The key must be generated once per logical operation, not once per HTTP attempt. If you generate a new UUID on every retry, you’ve missed the point. The key is the contract that ties the retries together.
FAQ
What if the client is a browser and the user refreshes the page?
A page refresh creates a new JavaScript context. The new request gets a new idempotency key unless you persist the key to localStorage or the URL. Most teams don’t bother for non-critical flows. For payments, you should.
Should GET requests use idempotency keys?
No. GET is already safe by HTTP semantics. Idempotency keys are for methods that change state: POST, PUT, PATCH, DELETE.

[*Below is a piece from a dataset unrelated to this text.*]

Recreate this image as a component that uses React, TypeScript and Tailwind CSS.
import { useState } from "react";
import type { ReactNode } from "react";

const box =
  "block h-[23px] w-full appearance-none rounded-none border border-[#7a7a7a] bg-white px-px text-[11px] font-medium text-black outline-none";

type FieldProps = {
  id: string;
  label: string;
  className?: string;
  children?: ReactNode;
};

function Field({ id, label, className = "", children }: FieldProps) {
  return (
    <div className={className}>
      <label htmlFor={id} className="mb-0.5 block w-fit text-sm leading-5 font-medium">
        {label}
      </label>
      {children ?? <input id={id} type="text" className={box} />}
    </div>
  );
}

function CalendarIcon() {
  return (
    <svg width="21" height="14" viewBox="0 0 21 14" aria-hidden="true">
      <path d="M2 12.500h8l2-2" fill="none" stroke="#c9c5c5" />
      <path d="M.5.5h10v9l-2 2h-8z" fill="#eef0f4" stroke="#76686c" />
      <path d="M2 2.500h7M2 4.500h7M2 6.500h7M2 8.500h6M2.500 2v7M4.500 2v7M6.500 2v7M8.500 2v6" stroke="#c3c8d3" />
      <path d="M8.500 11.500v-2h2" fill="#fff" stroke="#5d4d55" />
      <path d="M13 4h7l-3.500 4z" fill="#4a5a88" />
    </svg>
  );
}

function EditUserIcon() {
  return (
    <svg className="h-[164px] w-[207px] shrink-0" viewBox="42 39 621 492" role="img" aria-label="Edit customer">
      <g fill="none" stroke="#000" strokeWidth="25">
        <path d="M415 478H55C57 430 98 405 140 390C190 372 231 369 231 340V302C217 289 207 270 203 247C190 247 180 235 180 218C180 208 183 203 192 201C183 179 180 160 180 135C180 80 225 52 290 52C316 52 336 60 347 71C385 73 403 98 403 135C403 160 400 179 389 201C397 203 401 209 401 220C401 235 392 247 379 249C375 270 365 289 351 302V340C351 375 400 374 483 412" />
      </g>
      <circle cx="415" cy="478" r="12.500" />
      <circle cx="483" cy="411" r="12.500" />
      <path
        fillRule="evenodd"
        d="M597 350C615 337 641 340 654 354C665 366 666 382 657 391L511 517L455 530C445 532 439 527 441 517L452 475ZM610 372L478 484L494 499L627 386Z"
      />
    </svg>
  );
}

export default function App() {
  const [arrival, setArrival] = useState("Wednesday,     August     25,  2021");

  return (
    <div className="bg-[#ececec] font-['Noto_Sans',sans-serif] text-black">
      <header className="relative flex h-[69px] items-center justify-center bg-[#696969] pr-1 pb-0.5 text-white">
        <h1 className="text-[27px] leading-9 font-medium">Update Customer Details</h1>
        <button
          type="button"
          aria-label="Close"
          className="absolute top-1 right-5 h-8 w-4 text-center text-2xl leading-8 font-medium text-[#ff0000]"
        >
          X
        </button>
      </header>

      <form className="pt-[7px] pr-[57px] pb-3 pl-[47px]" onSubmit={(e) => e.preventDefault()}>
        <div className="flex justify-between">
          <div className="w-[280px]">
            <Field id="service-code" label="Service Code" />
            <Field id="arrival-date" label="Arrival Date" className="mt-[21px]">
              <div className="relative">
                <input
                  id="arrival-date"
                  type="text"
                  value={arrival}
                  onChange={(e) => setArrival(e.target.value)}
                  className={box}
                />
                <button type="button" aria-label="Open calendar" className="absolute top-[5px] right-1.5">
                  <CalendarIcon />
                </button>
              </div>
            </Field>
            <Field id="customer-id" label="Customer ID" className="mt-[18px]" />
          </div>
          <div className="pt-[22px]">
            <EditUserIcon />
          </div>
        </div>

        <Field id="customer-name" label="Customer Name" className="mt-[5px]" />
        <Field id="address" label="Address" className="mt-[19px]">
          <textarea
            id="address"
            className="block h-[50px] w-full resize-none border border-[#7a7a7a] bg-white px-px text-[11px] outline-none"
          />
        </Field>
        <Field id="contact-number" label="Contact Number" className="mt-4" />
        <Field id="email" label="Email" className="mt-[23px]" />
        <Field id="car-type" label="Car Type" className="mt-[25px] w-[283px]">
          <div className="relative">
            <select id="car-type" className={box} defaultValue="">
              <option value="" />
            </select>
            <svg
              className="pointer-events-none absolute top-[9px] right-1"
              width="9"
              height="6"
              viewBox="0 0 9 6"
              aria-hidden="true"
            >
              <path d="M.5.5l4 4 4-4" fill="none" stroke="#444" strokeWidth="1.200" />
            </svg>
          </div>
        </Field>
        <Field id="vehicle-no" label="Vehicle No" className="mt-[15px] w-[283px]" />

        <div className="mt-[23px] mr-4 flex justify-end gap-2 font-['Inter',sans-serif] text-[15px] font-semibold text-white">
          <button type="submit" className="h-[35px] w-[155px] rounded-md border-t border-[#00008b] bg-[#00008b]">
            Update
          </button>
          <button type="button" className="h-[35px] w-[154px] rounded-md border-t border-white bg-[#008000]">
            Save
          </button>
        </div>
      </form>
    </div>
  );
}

Can I use the request body hash as the idempotency key?
Only if the body is deterministic and contains no timestamps or random values. In practice, client-generated UUIDs are simpler and more reliable.
How long should I keep idempotency keys?
Longer than your longest client retry window. If clients retry for 60 seconds, keep keys for 24 hours. If clients might retry tomorrow because of a batch job, keep keys for a week.
Make your first request idempotent today
Add an Idempotency-Key header to every mutating endpoint. Start with a 24-hour cache. Use a UUID4. Make the storage atomic with your business transaction. The first time a container dies mid-request and the client retries, you’ll be glad you did. The alternative is explaining to your finance team why a single customer has seventeen identical charges.